### EXERCISE OBJECTIVE
The data below should be printed in full, exactly, and without any of its images.

[Front-end source files]
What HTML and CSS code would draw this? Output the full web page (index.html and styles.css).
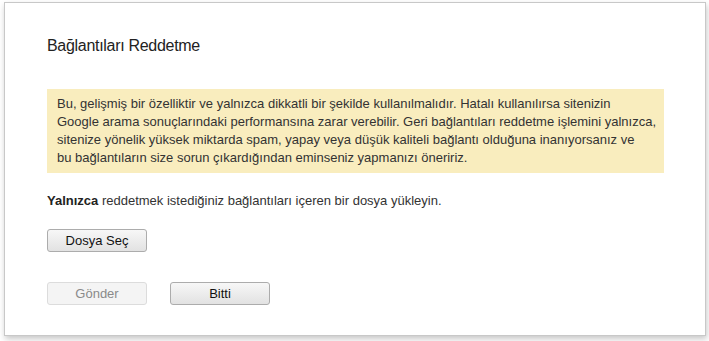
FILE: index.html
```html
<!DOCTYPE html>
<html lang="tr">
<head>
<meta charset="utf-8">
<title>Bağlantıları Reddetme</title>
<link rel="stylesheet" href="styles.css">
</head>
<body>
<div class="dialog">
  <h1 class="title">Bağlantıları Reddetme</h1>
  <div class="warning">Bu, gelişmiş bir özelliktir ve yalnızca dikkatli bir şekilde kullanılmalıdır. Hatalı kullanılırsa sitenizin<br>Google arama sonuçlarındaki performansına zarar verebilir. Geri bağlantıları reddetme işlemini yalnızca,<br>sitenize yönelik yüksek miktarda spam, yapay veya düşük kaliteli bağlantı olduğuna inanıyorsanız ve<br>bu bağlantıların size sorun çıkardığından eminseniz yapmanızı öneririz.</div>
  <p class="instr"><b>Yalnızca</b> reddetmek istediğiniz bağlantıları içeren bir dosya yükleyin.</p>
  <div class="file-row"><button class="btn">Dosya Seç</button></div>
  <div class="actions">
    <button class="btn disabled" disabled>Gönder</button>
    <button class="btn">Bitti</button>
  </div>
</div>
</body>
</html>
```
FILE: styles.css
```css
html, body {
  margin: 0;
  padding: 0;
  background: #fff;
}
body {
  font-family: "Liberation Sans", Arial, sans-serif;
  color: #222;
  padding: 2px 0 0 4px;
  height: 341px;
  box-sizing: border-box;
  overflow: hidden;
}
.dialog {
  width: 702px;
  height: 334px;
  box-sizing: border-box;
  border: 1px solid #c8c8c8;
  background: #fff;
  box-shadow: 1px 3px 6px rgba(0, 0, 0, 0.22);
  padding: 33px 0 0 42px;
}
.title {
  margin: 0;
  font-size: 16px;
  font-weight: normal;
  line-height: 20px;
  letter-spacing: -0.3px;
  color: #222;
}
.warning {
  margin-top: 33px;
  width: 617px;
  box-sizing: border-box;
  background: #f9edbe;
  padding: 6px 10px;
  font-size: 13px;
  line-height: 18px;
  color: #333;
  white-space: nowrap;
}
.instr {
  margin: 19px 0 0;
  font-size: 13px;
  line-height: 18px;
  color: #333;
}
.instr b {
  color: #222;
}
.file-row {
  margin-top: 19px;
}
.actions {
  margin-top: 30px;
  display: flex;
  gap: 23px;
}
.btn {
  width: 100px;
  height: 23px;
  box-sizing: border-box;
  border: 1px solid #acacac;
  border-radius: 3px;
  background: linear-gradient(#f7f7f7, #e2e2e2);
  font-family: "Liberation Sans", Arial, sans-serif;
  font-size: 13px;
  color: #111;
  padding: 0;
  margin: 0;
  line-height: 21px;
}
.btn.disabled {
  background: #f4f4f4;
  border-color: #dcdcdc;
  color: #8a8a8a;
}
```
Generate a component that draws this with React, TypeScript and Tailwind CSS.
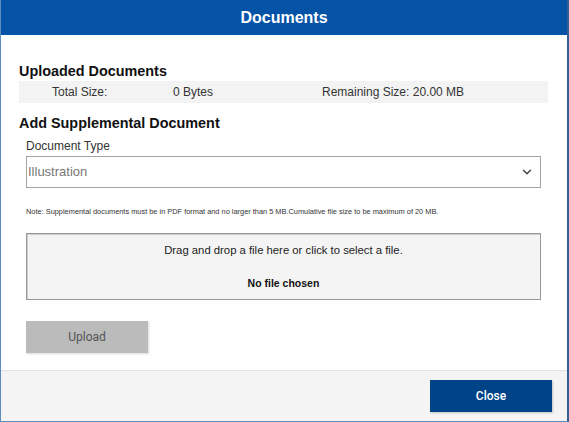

### OUTPUT FOR THIS TASK
What HTML and CSS code would draw this? Output the full web page (index.html and styles.css).
FILE: index.html
```html
<!DOCTYPE html>
<html lang="tr">
<head>
<meta charset="utf-8">
<title>Bağlantıları Reddetme</title>
<link rel="stylesheet" href="styles.css">
</head>
<body>
<div class="dialog">
  <h1 class="title">Bağlantıları Reddetme</h1>
  <div class="warning">Bu, gelişmiş bir özelliktir ve yalnızca dikkatli bir şekilde kullanılmalıdır. Hatalı kullanılırsa sitenizin<br>Google arama sonuçlarındaki performansına zarar verebilir. Geri bağlantıları reddetme işlemini yalnızca,<br>sitenize yönelik yüksek miktarda spam, yapay veya düşük kaliteli bağlantı olduğuna inanıyorsanız ve<br>bu bağlantıların size sorun çıkardığından eminseniz yapmanızı öneririz.</div>
  <p class="instr"><b>Yalnızca</b> reddetmek istediğiniz bağlantıları içeren bir dosya yükleyin.</p>
  <div class="file-row"><button class="btn">Dosya Seç</button></div>
  <div class="actions">
    <button class="btn disabled" disabled>Gönder</button>
    <button class="btn">Bitti</button>
  </div>
</div>
</body>
</html>
```
FILE: styles.css
```css
html, body {
  margin: 0;
  padding: 0;
  background: #fff;
}
body {
  font-family: "Liberation Sans", Arial, sans-serif;
  color: #222;
  padding: 2px 0 0 4px;
  height: 341px;
  box-sizing: border-box;
  overflow: hidden;
}
.dialog {
  width: 702px;
  height: 334px;
  box-sizing: border-box;
  border: 1px solid #c8c8c8;
  background: #fff;
  box-shadow: 1px 3px 6px rgba(0, 0, 0, 0.22);
  padding: 33px 0 0 42px;
}
.title {
  margin: 0;
  font-size: 16px;
  font-weight: normal;
  line-height: 20px;
  letter-spacing: -0.3px;
  color: #222;
}
.warning {
  margin-top: 33px;
  width: 617px;
  box-sizing: border-box;
  background: #f9edbe;
  padding: 6px 10px;
  font-size: 13px;
  line-height: 18px;
  color: #333;
  white-space: nowrap;
}
.instr {
  margin: 19px 0 0;
  font-size: 13px;
  line-height: 18px;
  color: #333;
}
.instr b {
  color: #222;
}
.file-row {
  margin-top: 19px;
}
.actions {
  margin-top: 30px;
  display: flex;
  gap: 23px;
}
.btn {
  width: 100px;
  height: 23px;
  box-sizing: border-box;
  border: 1px solid #acacac;
  border-radius: 3px;
  background: linear-gradient(#f7f7f7, #e2e2e2);
  font-family: "Liberation Sans", Arial, sans-serif;
  font-size: 13px;
  color: #111;
  padding: 0;
  margin: 0;
  line-height: 21px;
}
.btn.disabled {
  background: #f4f4f4;
  border-color: #dcdcdc;
  color: #8a8a8a;
}
```
Generate a component that draws this with React, TypeScript and Tailwind CSS.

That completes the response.